Prof receives grant for ovary research

Tomy Hillers

An animal science professor at Iowa State continues her research on ovaries through a $100,000 grant from the National Institutes of Health.

Carolyn Komar, assistant professor of animal science, said she is studying peroxisome proliferator-activated receptors, or PPARs. PPARs influence the ability of a gene to encode, or form, a protein, Komar said.

She said that after being introduced to the factors by a colleague, she started research and found they were also present in the ovary. Her work on the ovaries of animals could someday also be useful in human ovaries.

“I really am not sure what they are doing in the ovary,” she said. “Some of the data I have collected so far, taken together with work by other groups, indicates that they may play a role in cellular metabolism in the ovary.”

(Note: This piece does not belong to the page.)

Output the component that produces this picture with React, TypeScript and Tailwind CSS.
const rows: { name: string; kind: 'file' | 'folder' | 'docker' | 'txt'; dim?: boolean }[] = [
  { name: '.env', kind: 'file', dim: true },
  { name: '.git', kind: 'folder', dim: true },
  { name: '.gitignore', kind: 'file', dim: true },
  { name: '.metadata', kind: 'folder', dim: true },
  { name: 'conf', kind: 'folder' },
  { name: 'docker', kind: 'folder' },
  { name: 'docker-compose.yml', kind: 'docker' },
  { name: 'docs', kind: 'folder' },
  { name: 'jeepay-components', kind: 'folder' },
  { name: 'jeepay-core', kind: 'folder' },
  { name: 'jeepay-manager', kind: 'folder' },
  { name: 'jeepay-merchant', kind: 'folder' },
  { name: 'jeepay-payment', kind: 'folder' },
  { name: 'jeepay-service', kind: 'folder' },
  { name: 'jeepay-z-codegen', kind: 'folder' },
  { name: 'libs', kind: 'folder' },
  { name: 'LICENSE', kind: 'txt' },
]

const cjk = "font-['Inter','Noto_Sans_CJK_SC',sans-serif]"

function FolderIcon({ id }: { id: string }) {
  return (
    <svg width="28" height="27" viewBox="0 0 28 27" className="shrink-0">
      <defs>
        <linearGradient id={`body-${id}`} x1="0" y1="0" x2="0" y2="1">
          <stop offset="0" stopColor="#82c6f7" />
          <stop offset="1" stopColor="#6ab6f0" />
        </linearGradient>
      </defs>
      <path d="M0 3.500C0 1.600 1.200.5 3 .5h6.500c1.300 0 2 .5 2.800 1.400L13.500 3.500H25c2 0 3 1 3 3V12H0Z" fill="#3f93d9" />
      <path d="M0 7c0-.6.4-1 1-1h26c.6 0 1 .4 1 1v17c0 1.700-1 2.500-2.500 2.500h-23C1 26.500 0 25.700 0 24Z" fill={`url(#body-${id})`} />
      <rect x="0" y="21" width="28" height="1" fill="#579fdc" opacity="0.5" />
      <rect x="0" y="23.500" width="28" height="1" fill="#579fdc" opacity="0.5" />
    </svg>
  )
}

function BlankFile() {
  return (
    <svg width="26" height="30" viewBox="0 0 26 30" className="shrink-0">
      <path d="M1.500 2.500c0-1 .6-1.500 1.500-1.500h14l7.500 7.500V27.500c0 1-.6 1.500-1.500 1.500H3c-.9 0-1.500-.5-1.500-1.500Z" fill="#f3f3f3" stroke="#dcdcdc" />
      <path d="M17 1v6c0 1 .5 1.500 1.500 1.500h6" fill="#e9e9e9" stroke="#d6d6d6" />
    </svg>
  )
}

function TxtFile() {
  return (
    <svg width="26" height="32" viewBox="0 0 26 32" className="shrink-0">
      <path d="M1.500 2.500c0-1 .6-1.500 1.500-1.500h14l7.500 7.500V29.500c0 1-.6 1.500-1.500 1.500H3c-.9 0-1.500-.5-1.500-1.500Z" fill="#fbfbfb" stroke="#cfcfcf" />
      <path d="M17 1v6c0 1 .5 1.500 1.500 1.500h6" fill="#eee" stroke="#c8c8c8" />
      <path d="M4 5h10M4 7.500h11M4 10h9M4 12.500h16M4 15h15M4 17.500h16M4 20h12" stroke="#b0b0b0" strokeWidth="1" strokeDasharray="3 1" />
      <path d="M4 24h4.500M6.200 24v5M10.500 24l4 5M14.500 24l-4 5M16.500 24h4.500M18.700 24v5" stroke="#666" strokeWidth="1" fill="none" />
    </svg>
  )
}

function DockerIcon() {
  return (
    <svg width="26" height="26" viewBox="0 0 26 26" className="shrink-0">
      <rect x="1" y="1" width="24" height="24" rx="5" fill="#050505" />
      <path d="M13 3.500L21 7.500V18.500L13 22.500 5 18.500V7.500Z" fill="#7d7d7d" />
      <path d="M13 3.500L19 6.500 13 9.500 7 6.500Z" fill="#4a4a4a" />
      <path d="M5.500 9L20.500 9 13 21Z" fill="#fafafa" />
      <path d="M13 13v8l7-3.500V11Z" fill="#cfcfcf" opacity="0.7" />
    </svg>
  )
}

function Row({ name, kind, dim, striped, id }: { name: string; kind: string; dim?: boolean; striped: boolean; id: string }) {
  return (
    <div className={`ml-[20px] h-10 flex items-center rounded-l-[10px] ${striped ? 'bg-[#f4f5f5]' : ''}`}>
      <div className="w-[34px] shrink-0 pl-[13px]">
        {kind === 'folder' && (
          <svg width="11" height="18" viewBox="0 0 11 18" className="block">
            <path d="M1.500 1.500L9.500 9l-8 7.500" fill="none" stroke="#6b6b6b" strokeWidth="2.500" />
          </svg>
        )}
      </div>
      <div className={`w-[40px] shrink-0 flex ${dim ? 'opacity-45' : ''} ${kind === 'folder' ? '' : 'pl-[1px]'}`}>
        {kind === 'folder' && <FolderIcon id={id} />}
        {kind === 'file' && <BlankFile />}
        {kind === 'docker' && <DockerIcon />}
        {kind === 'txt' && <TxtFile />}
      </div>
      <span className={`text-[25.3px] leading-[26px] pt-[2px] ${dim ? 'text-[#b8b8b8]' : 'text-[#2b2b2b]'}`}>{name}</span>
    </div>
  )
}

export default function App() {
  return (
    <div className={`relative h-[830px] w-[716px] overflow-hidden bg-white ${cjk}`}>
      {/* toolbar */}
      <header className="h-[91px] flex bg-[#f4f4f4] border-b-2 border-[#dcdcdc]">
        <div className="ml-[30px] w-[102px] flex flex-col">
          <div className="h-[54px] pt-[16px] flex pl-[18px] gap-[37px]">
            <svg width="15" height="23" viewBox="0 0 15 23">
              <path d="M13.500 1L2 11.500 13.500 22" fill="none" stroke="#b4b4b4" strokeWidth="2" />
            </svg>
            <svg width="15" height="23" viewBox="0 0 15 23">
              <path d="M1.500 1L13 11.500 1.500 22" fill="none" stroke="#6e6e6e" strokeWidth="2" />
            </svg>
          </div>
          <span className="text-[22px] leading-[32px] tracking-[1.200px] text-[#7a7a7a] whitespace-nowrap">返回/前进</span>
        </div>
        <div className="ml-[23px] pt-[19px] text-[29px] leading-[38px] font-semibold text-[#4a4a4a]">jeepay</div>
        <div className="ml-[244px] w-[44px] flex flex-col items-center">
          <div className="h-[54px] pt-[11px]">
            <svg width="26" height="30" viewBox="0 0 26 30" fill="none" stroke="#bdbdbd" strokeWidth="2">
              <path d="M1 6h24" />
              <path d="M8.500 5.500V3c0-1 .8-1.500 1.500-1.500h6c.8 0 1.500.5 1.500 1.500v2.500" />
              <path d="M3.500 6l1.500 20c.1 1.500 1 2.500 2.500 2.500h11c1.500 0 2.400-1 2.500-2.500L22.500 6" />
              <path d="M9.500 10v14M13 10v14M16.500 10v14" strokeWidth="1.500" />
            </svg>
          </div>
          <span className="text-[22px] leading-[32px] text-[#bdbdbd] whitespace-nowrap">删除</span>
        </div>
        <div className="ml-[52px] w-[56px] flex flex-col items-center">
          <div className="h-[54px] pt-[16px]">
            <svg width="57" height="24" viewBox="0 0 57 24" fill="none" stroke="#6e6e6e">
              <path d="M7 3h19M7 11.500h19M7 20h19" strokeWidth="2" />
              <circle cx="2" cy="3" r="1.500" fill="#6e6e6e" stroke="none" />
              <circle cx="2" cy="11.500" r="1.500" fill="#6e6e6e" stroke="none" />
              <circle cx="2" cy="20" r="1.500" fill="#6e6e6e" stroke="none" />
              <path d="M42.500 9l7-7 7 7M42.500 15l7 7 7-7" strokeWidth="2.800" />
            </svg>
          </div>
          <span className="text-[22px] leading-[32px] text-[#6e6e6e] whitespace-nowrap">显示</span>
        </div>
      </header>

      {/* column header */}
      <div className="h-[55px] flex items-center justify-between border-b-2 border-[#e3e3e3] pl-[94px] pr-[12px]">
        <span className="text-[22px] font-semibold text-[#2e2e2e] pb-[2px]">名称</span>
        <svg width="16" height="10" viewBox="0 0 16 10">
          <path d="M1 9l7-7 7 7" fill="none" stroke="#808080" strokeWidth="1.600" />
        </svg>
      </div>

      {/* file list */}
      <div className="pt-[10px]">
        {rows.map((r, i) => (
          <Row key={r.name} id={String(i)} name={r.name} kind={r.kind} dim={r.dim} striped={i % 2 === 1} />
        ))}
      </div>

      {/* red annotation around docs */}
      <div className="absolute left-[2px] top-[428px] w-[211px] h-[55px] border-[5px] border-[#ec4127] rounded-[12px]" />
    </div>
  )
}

By understanding factors involved in the basic functions of the organ, a more complete picture can be created so that genetic abnormalities may be identified, Komar said.

“Since the PPARs can influence gene expression, it is important to understand what genes they are influencing in the ovary,” she said. “When we understand what genes the PPARs regulate, then we can look at whether these genes are involved in ovarian pathologies and, if so, how.”

By regulating the PPARs in turn, Komar hopes to regulate genes involved in ovarian functions. The factors’ roles in other tissues would suggest that they may be related to events associated with Polycystic Ovary Syndrome and ovarian cancer, Komar said.

There are three types of PPARs: alpha, delta and gamma.

Alpha is thought to be responsible for breaking up harmful fats within the bloodstream and gamma is involved in the process of fat cell formation.

“Little is yet known about PPAR delta,” Komar said.

Komar said the award was given to her in July of last year, while she was employed by the medical hospital at the University of Kentucky.

Thane Peterson, director of the Office of Sponsored Programs, said the number of grants given to research at Iowa State by the National Institutes of Health is low.

“Typically these grants are given to colleges with medical hospitals,” Peterson said.